Among the many interesting things I saw at the Hexagon conference, the presentation by Dr. Christian Hesse of his company’s portland laser scanning device was one of the most intriguing. Here’s a first look at what dhp:i have created as a prototype and what has gone into it.
Hesse is the guy who brought us that sweet video of the Seute Deern, so it shouldn’t be a surprise that he’s doing innovative things with laser scanning. He’s been at it for 10 years and has built a survey firm of 25 employees, using mostly Leica equipment.
At this point, he’s interested in bringing laser scanning to a much more mass-market target audience – scan-to-BIM, computer games, augmented and virtual reality, TV production, that kind of thing. They have a huge demand for 3D data, he noted, and, other than maybe scan-to-BIM, mm-level accuracy isn’t that important.
So, how do you deliver huge amounts of 3D data to those kinds of consumers without spending a million hours in the field and back in the field, so that it’s actually cost effective for everyone and you can build in a little margin for yourself?
“You need to speed things up to get cheaper data for these applications,” Hesse told the HDS-track audience at Hexagon.
He presented, for example, a 3D model of Hamburg Stadium that his firm had done. It took three days of field work, 100+ scans, and four days of registration. None of which can be done off shore. Sure, he said, you could speed that up by moving from his HDS 6200 to the 7000, but you’re still only looking at about 5,000 square feet per hour, he said.
There are also mobile mapping solutions, he noted, but those have to be driven at a certain high rate of speed, and “the resolution is somewhat poor,” at maybe 1,000 pixels per square foot.
So, working with p3dSystems, a company created out of Hanover University, he tried to marry those two worlds of speed and high-density scanning.
Essentially, he created the scanner “backpack” many of us have been hearing and thinking about, except it’s not really a backpack, it’s more of the type of system that high-end cameramen use working for TV. It’s about 50 pounds. And this is a video of the prototype in action, using an HDS 7000 as the scanner:
Essentially, you need an IMU on the bottom, to do the automatic registration and get the georeferencing on the fly (this also means you need to have GPS coverage at all times); a damping arm, to reduce wobble of the scanner and to make the scanner portable; a battery; and a laptop. You can even add a headset and take voice notes that can be linked to portions of the scan as notes.

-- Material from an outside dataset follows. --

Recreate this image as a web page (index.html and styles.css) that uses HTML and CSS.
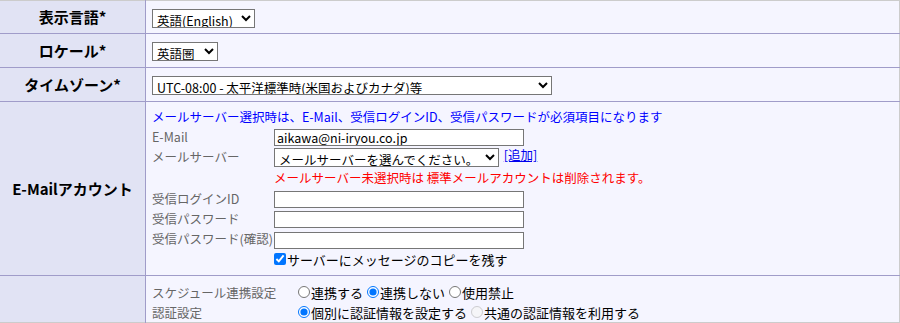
FILE: index.html
```html
<!DOCTYPE html>
<html lang="ja">
<head>
  <meta charset="UTF-8">
  <title>個人設定</title>
  <link rel="stylesheet" href="styles.css">
</head>
<body>

<table class="settings">
  <tr class="first">
    <th>表示言語*</th>
    <td>
      <select class="sel sel-lang">
        <option>英語(English)</option>
      </select>
    </td>
  </tr>
  <tr>
    <th>ロケール*</th>
    <td>
      <select class="sel sel-locale">
        <option>英語圏</option>
      </select>
    </td>
  </tr>
  <tr>
    <th>タイムゾーン*</th>
    <td>
      <select class="sel sel-tz">
        <option>UTC-08:00 - 太平洋標準時(米国およびカナダ)等</option>
      </select>
    </td>
  </tr>
  <tr class="mail-row">
    <th>E-Mailアカウント</th>
    <td>
      <div class="note">メールサーバー選択時は、E-Mail、受信ログインID、受信パスワードが必須項目になります</div>
      <div class="mail-grid">
        <span class="sub">E-Mail</span>
        <div><input class="txt" type="text" value="aikawa@ni-iryou.co.jp"></div>

        <span class="sub">メールサーバー</span>
        <div>
          <select class="sel sel-server">
            <option>メールサーバーを選んでください。</option>
          </select>
          <a href="#" class="add">[追加]</a>
        </div>

        <span></span>
        <div class="warn">メールサーバー未選択時は 標準メールアカウントは削除されます。</div>

        <span class="sub">受信ログインID</span>
        <div><input class="txt" type="text"></div>

        <span class="sub">受信パスワード</span>
        <div><input class="txt" type="password"></div>

        <span class="sub">受信パスワード(確認)</span>
        <div><input class="txt" type="password"></div>

        <span></span>
        <label class="check"><input type="checkbox" checked>サーバーにメッセージのコピーを残す</label>
      </div>
    </td>
  </tr>
  <tr class="sched-row">
    <th></th>
    <td>
      <div class="opt-grid">
        <span class="sub">スケジュール連携設定</span>
        <div class="radios">
          <label><input type="radio" name="link">連携する</label>
          <label><input type="radio" name="link" checked>連携しない</label>
          <label><input type="radio" name="link">使用禁止</label>
        </div>

        <span class="sub">認証設定</span>
        <div class="radios">
          <label><input type="radio" name="auth" checked>個別に認証情報を設定する</label>
          <label><input type="radio" name="auth" disabled>共通の認証情報を利用する</label>
        </div>
      </div>
    </td>
  </tr>
</table>

</body>
</html>
```

FILE: styles.css
```css
body {
  margin: 0;
  font-family: "Noto Sans CJK JP", "Noto Sans", sans-serif;
  font-size: 12.5px;
  color: #000;
  background: #fff;
}

.settings {
  width: 900px;
  border-collapse: collapse;
  border-top: 1px solid #cccccc;
  border-right: 1px solid #cccccc;
  border-bottom: 1px solid #cccccc;
}

.settings th,
.settings td {
  border-top: 1px solid #a09cc9;
  padding: 0;
}

.settings .first th,
.settings .first td {
  border-top: none;
  height: 32px;
}

.settings th {
  width: 145px;
  background: #e1e3f4;
  border-right: 1px solid #a09cc9;
  font-size: 15px;
  font-weight: bold;
  text-align: center;
  height: 33px;
  line-height: 20px;
}

.settings td {
  background: #f5f5ff;
  padding-left: 6px;
  height: 33px;
}

.sel {
  font-family: inherit;
  font-size: 12.5px;
  line-height: 15px;
  height: 19px;
  padding: 0;
  border: 1px solid #767676;
  border-radius: 0;
  background: #fff;
  color: #000;
  vertical-align: middle;
}

.sel-lang { width: 103px; }
.sel-locale { width: 66px; }
.sel-tz { width: 400px; }
.sel-server { width: 225px; }

.mail-row td {
  height: 166px;
  vertical-align: top;
  padding-top: 7px;
}

.note {
  color: #0000ff;
  line-height: 16px;
  height: 17px;
  white-space: nowrap;
}

.mail-grid {
  display: grid;
  grid-template-columns: 122px auto;
  grid-template-rows: 20px 20px 22px 20px 20px 21px 20px;
  align-items: center;
}

.sub {
  color: #666;
  line-height: 16px;
  white-space: nowrap;
  padding-top: 1px;
}

.txt {
  width: 250px;
  height: 17px;
  box-sizing: border-box;
  border: 1px solid #767676;
  padding: 0 2px;
  font-family: inherit;
  font-size: 12.5px;
  margin: 0;
  vertical-align: middle;
}

.add {
  color: #0000ee;
  margin-left: 2px;
}

.warn {
  color: #ff0000;
  line-height: 16px;
  padding-top: 2px;
  white-space: nowrap;
}

.check {
  display: flex;
  align-items: center;
  font-size: 13px;
  white-space: nowrap;
}

.check input {
  margin: 0 1px 0 0;
  width: 12px;
  height: 12px;
}

.sched-row td {
  height: 40px;
  vertical-align: top;
  padding-top: 6px;
}

.opt-grid {
  display: grid;
  grid-template-columns: 146px auto;
  grid-auto-rows: 20px;
  align-items: center;
}

.radios {
  display: flex;
  gap: 4px;
  font-size: 13px;
  white-space: nowrap;
}

.radios label {
  display: flex;
  align-items: center;
}

.radios input {
  margin: 0 1px 0 0;
  width: 12px;
  height: 12px;
}
```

So, how does this speed things up?
On one test Hesse showed, his company scanned 500 meters of walking in and out of a subway station in 750 seconds. That’s something that would have required 20 or 25 static scans, plus all the targets you’d need to put out, etc. This is what the point cloud looked like:
Not bad, right? And Hesse said the accuracy was in the one inch range. Is that good enough for scan-to-BIM? Probably not. Most people I’ve talked to about what they’d need in that situation say it needs to be in the 1/8 inch range. Is that good enough for gaming and TV? Almost definitely.
So, let’s start the manufacturing, right?
Well, there is the cost as well. Not only do you have to pony up for the HDS 7000, but you also need to kick in $60k for the IMU and $35k for the damping arm. The whole set up is probably in the $250,000 range at minimum just to build, let alone account for someone making a margin on the sale.
Regardless, Hesse feels confident now that “portable scanning is possible,” with efficiencies of up to 90 percent in time saved. He’s looking for development partners right now to see where this takes him.